Dan, mungkinkah ini salah satu jalan lain yang sengaja ditempuh pemerintah untuk memobilisasi sektor penerimaan uang masuk (income) lewat Pajak Pertambahan Nilai (PPN) atau Pemotongan Pajak Penghasilan (PPH) dari sektor ritel tertentu, yang harus diakui dalam sektor ini penerimaaanya selalu meleset dari target daerah dan nasional? Mestinya asumsi yang dibangun ketika akan meluncurkan surat kebijakan itu adalah“anjuran kemandirian masyarakat pembeli.”Yang diatur ialah agar masyarakat membawa tas belanja sendiri. 

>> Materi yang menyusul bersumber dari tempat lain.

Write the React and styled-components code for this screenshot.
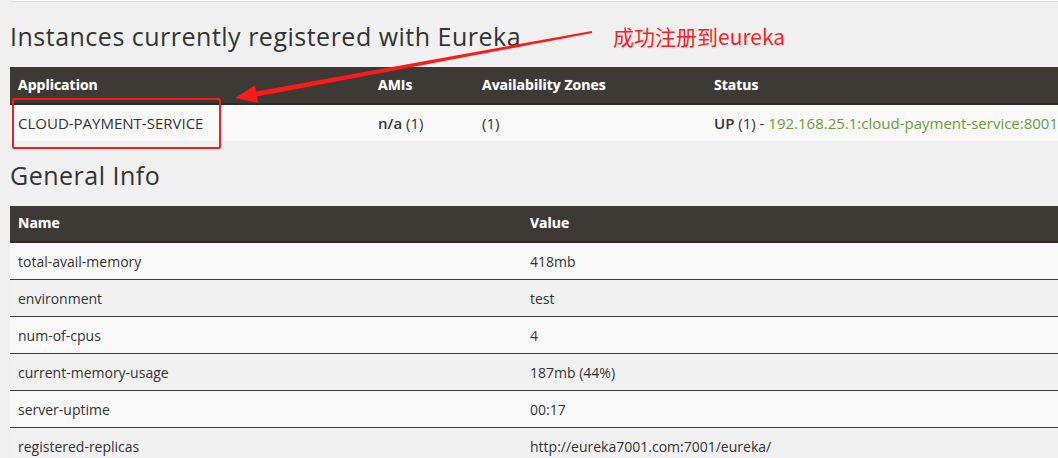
import React from "react";
import styled, { createGlobalStyle } from "styled-components";

const GlobalStyle = createGlobalStyle`
  html, body {
    margin: 0;
    padding: 0;
    background: #f0f0f0;
    overflow: hidden;
  }
  body {
    font-family: "Open Sans", "Liberation Sans", sans-serif;
    font-size: 14px;
    color: #333;
  }
`;

const Page = styled.div`
  position: relative;
  width: 1058px;
  height: 458px;
  padding: 0 0 0 10px;
  box-sizing: border-box;
`;

const TopPanel = styled.div`
  height: 1px;
  background: #fafafa;
  border-bottom: 1px solid #dcdcdc;
`;

const Heading = styled.h2`
  margin: 21px 0 18px;
  font-family: "Open Sans", "Liberation Sans", sans-serif;
  font-weight: 400;
  font-size: 25px;
  letter-spacing: 0.5px;
  line-height: 26px;
  color: #333;
`;

const Table = styled.table`
  width: 1048px;
  border-collapse: collapse;
  table-layout: fixed;
`;

const HeadCell = styled.th`
  height: ${(p) => p.$h || 34}px;
  padding: 0 8px 2px;
  background: #3d3934;
  border-bottom: 2px solid #2f2b27;
  color: #fff;
  font-weight: 700;
  font-size: 14px;
  text-align: left;
  text-shadow: 0 0 1px rgba(255, 255, 255, 0.4);
`;

const Row = styled.tr`
  background: ${(p) => (p.$odd ? "#f9f9f9" : "#f1f1f1")};
  border-top: ${(p) => (p.$first ? "none" : "1px solid #3a3a3a")};
`;

const Cell = styled.td`
  height: 36px;
  padding: 0 8px;
  font-size: ${(p) => p.$size || 14}px;
  color: #333;
  white-space: nowrap;
  overflow: hidden;
`;

const Bold = styled.b`
  font-weight: 600;
`;

const Link = styled.a`
  color: #6a9e37;
  text-decoration: none;
`;

const Callout = styled.div`
  position: absolute;
  left: 613px;
  top: 21px;
  font-family: "Noto Sans CJK SC", "Open Sans", sans-serif;
  font-size: 21px;
  line-height: 30px;
  color: #ff1f1f;
`;

const Highlight = styled.div`
  position: absolute;
  left: 12px;
  top: 98px;
  width: 205px;
  height: 47px;
  border: 2px solid #ff1a1a;
  border-radius: 2px;
`;

const Overlay = styled.svg`
  position: absolute;
  left: 0;
  top: 0;
  pointer-events: none;
`;

const info = [
  ["total-avail-memory", "418mb"],
  ["environment", "test"],
  ["num-of-cpus", "4"],
  ["current-memory-usage", "187mb (44%)"],
  ["server-uptime", "00:17"],
  ["registered-replicas", "http://eureka7001.com:7001/eureka/"],
];

export default function App() {
  return (
    <>
      <GlobalStyle />
      <Page>
        <TopPanel />
        <Heading>Instances currently registered with Eureka</Heading>
        <Table>
          <colgroup>
            <col style={{ width: 360 }} />
            <col style={{ width: 104 }} />
            <col style={{ width: 232 }} />
            <col />
          </colgroup>
          <thead>
            <tr>
              <HeadCell>Application</HeadCell>
              <HeadCell>AMIs</HeadCell>
              <HeadCell>Availability Zones</HeadCell>
              <HeadCell>Status</HeadCell>
            </tr>
          </thead>
          <tbody>
            <Row $odd $first>
              <Cell $size={15}>CLOUD-PAYMENT-SERVICE</Cell>
              <Cell $size={15}>
                <Bold>n/a</Bold> (1)
              </Cell>
              <Cell $size={15}>(1)</Cell>
              <Cell $size={15}>
                <Bold>UP</Bold> (1) -{" "}
                <Link href="#">192.168.25.1:cloud-payment-service:8001</Link>
              </Cell>
            </Row>
          </tbody>
        </Table>

        <Heading>General Info</Heading>
        <Table>
          <colgroup>
            <col style={{ width: 512 }} />
            <col />
          </colgroup>
          <thead>
            <tr>
              <HeadCell $h={33}>Name</HeadCell>
              <HeadCell $h={33}>Value</HeadCell>
            </tr>
          </thead>
          <tbody>
            {info.map(([name, value], i) => (
              <Row key={name} $odd={i % 2 === 0} $first={i === 0}>
                <Cell>{name}</Cell>
                <Cell>{value}</Cell>
              </Row>
            ))}
          </tbody>
        </Table>

        <Highlight />
        <Callout>成功注册到eureka</Callout>
        <Overlay width="1058" height="458" viewBox="0 0 1058 458">
          <polygon
            fill="#ff1a1a"
            points="235,98 258.2,102.9 257.1,96.5 592.2,33 591.8,31 256.1,91.5 255,85.2"
          />
        </Overlay>
      </Page>
    </>
  );
}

Agar lebih menarik, bisa ditambahkan hadiah tertentu atau diskon barang tertentu, bila tas tersebut merupakan produk daur ulang sampah plastik bukan diharuskan membeli, mengingat Indonesia nangkring di peringkat dua dunia sebagai donator sampah plastik terbesar di lautan dunia setelah China seperti yang pernah ditulis oleh Jenna R. Jambeck, dkk (Science 13 Februari 2015, Vol. 347, hlm. 768-771) salah satu jurnal ilmu pengetahuan ternama di Amerika Serikat setelah pada tahun 2010 mereka menelitinya di dua puluh negara. 

Di samping, anjuran agar gerai-gerai pasar modern, yang kehadirannya mulai melewati batas-batas wilayah perkotaan mulai masuk hingga ke desa, tidak lagi menyediakan kantong plastik agar dengan sendirinya otomatis memaksa masyarakat untuk mengusahakan sendiri cara berbelanja sesuai dengan kebutuhan harian dan membawa barang belanjaannya. 

Bisa pula memperbanyak subsidi dan penghargaan bagi kelompok masyarakat yang sadar dan bekerja keras untuk menciptakan manajemen sampah secara kreatif di lokasi masing-masing. Ini sekaligus bukti kepedulian pemerintah khususnya KLHK terhadap kesejahteraan ekonomi masyarakat.